Movement of the Day: Longo Mai

Simon Fairlie of the Land Magazine presents an intentional community with a history of several decades and 10 working cooperative farms.

For a full interview of a participant, Hannes Reiser, who has been resident at Longo maï since its beginning, and explains how its co-operative farms are structured in an interview conducted by Katharina Morawietz, see here.

Simon Fairlie:

“Nothing in the UK matches the network of European communities known as Longo maï, which recently celebrated its 40th anniversary. Longo maï, like so many communes of the era, sprang out of a widespread movement amongst soixante-huitards — the hippies and radical students and workers of the 1968 revolts — to create an alternative society by going back to the land. Two leftist groups, Spartakus based in Austria and Hydra in Switzerland, joined forces at a meeting in Basle in 1972, in which it was decided to found “European communities for young people” in rural areas suffering from depopulation. A year later the group acquired a farm at Limans, in Provence, where it now runs a larger farm incorporating three restored hamlets.

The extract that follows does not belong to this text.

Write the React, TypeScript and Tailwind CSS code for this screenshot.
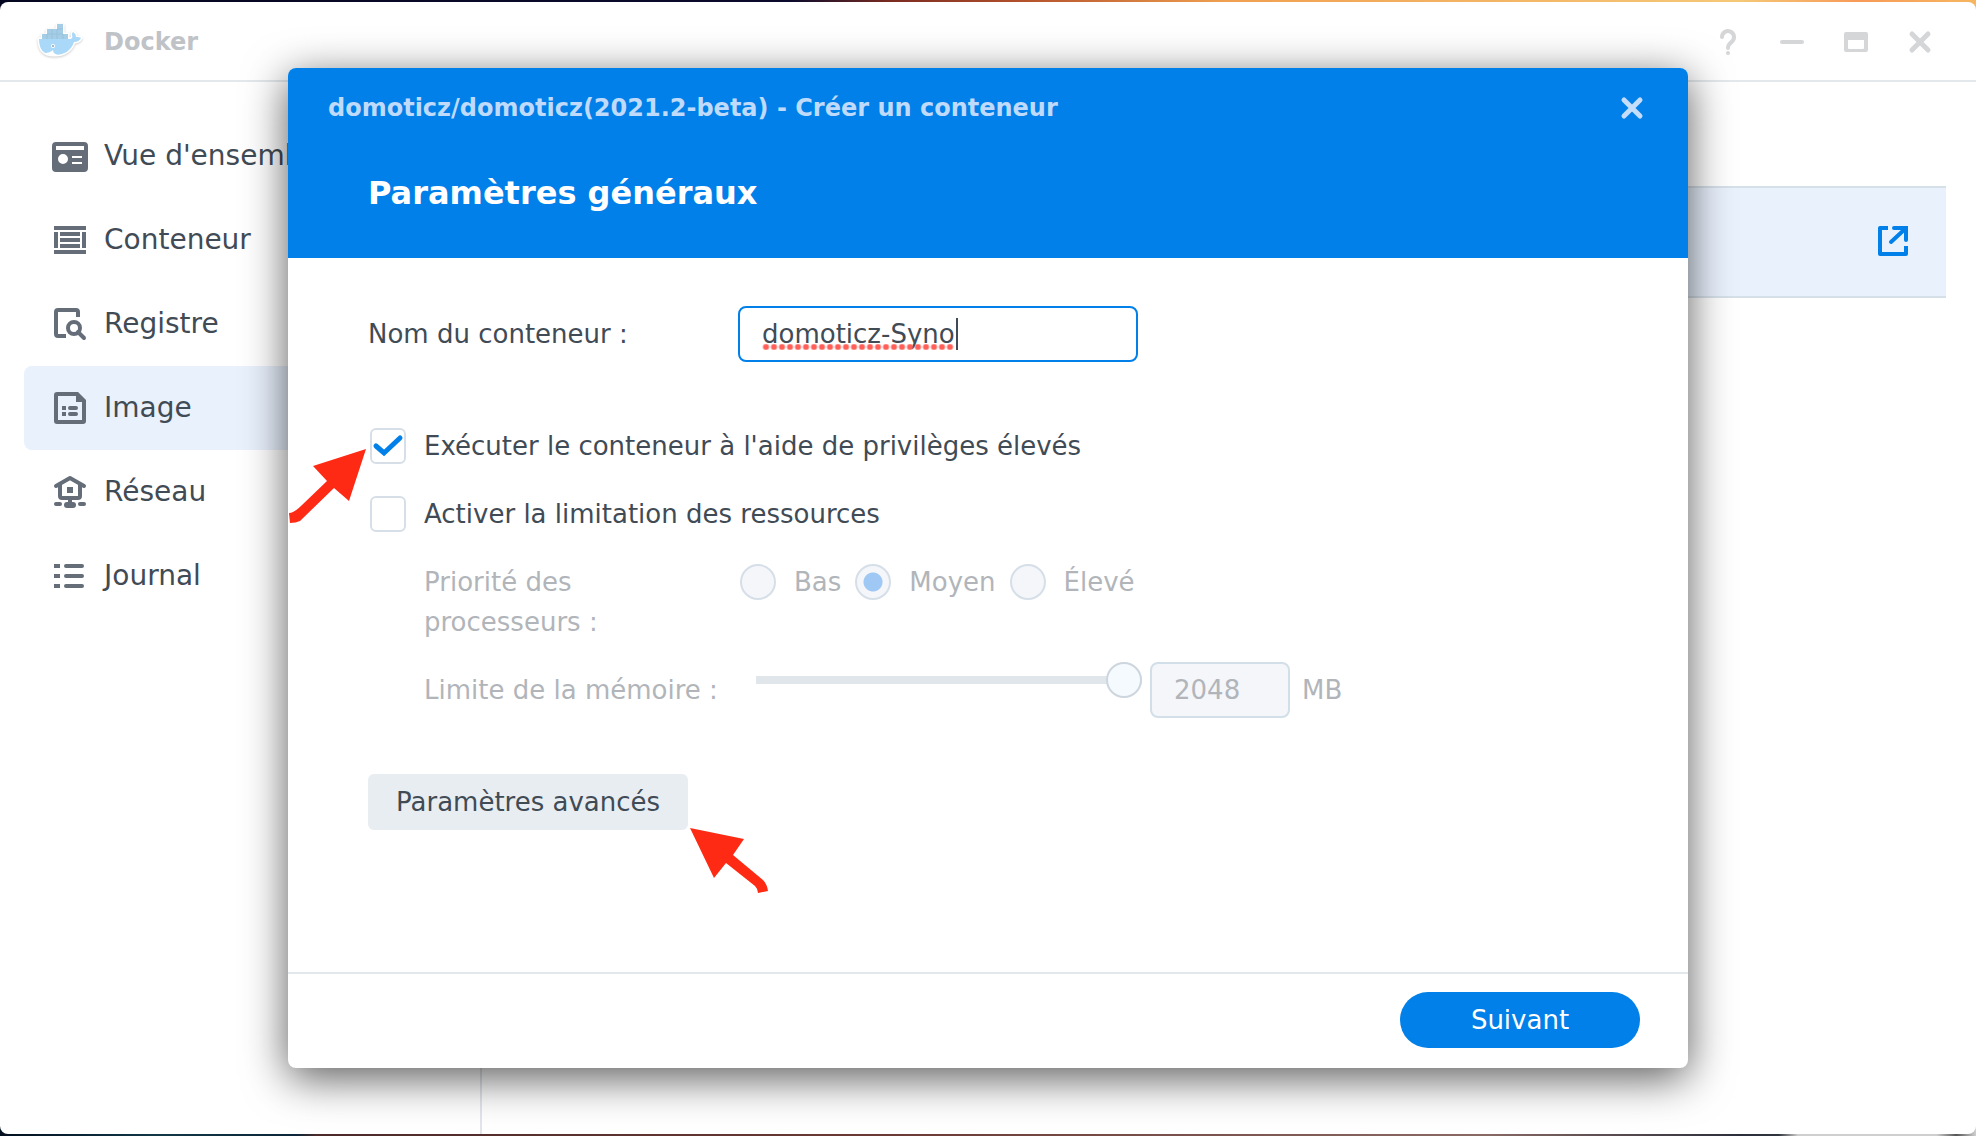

The network currently comprises 10 co-operatives, five of them in France and the others in Germany, Austria, Switzerland, the Ukraine and Austria. Together they house and provide a livelihood for about 200 people. All of them are working farms, with the exception of La Filature de Chantemerle, in the French Alps — a spinning mill which processes wool from the other communities and from neighbouring farmers. Most of the farms produce a wide range of subsistence produce including cereals and livestock, and specialise in one or two cash crops — for example organic vegetables at the Mas de Granier, near Arles, wine at La Cabrery in the Luberon, timber and carpentry at Treynas in the Ardeche. However what makes Longo maï more remarkable is that it not only runs these farms, and achieves a high level of self-sufficiency, but also finds time to maintain full frontal political campaigns. Within a year of acquiring the first farm in 1973, activists at Longo maï in Switzerland helped start the “Place Gratuite” movement which provided a welcome for some 2,000 refugees from Pinochet’s coup d’état in Chile. More recently Longo maï has spearheaded a campaign against the servile working conditions imposed on immigrant seasonal agricultural labourers in the EU, notably Spain, and the ecological damage caused by industrial-scale production of fruit and vegetables. And residents of the various farms have been active in campaigns against, for example, seed protection, nuclear power, antimicrochipping of livestock (see p.11) and currently the proposed airport at Notre Dames des Landes near Nantes.

Longo Maï also has its media outlets. The community at Limans operates a free radio station – Radio Zinzine, and mails out a weekly broadsheet called L’Ire des Chênaies (Oakgrove Rant) whose nearest equivalent in the UK is (or rather was) the Brighton-based newssheet, SchNews. Longo maï also provides a base in France for the European Civic Forum, which publishes a monthly bulletin, Archipel, in French and German (but not in English). Although clearly on the anticapitalist left, Longo maï does not tow a party line, or subscribe to any rigid political viewpoint. There is no guru laying down a philosophical or religious orthodoxy, nor has there ever been. As one resident puts it, any tendency to dogmatism is checked by the practical requirements of living in a community. The agricultural and productive life of the collective is the framework in which its political views and its relations with the outside world are grounded. Unlike Voltaire’s Pascal, the inhabitants of Longo maï maintain that you can cultivate your garden and change the world — and perhaps you have to do one to achieve the other.”